Evolution and the Jews
Rabbi Melanie Aron
Saturday, April 16, 2005
In talking about the teaching of evolution, creationism, and intelligent
design, in the classroom, Miranda raised an issue of interest not only
within the Jewish community, but also in American society at large.
On Wednesday night when I was speaking at a Catholic Church in Los
Altos, I was asked about evolution, and an op ed piece entitled:
“Intellectual Honesty Devolves: Battle Against Teaching Evolution Is
More Than An Attack on Science”, appeared this week in the Mercury News.
How can it be that in the year 2005 more Americans believe in UFO’s than
believe in evolution? Why in a society that benefits so much from the
fruits of scientific inquiry, is the scientific enterprise so little
valued? More generally we might ask why are the liberal Protestant
denominations shrinking while fundamentalist churches seem to be
thriving? And perhaps closer to home, why do some Jewish young people
who have had the benefits of the best secular educations available,
reject that world and become baalei teshuvah, often joining those
streams of Judaism most rooted in the middle ages?

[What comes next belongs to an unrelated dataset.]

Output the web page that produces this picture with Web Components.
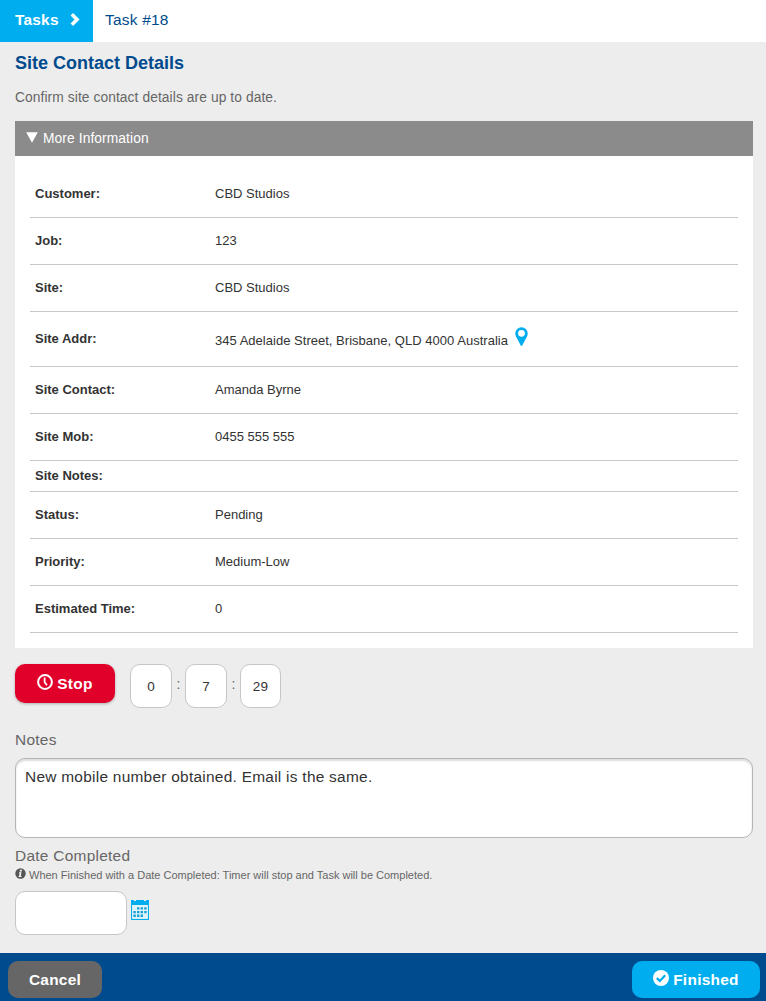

Often we are tempted to belittle those with an outlook different than
our own, calling them ignorant, or psychologically needy, not as
intelligent and worldly as we are. But perhaps we have something to gain
in considering why these opposing world views have become so popular in
our own time.
One hint to me is found in the person of the Hatam Sofer, a great Jewish
scholar of the late 19th century. As the pace of change continued to
increase, his response was to declare a moratorium on all change. Using
words that originally related to the first fruits which according to
Jewish law were dedicated to God, he declared: Kol HeChadash Asur –
Everything New is Forbidden. I think there are those in our society
today who overwhelmed by the changes that have taken place, similarly
want to stop the world.
Another cause for losing faith in science, particularly for Jews, stems
from the Holocaust. Many Jews are skeptical that science and philosophy
can create a good society. After all, Germany was the most sophisticated,
the most advanced scientifically, the most artistically developed
society in the world, at the time when Nazism emerged. If advanced
thinking cannot protect us from that great evil, then its value becomes
suspect.
Finally, the relativism that the social sciences have engendered is
finally coming full circle and those who have learned that all truths
are relative to their own society, now feel the same way about
scientific truths. The Hottentots had their beliefs, they say, and we
have our science, and no one can say that one is more correct than the
other.
If my suspicions are correct about the roots of our current situation,
then our best approach may be to address these three challenges. We need
to help people find moorings, even in a world that is constantly
changing. We need to insure a commitment to creating good people rather
than just smart people, and finally we need to help reestablish a way to
sort out truth systems through recourse to values without reestablishing
the intolerance that preceded relativism.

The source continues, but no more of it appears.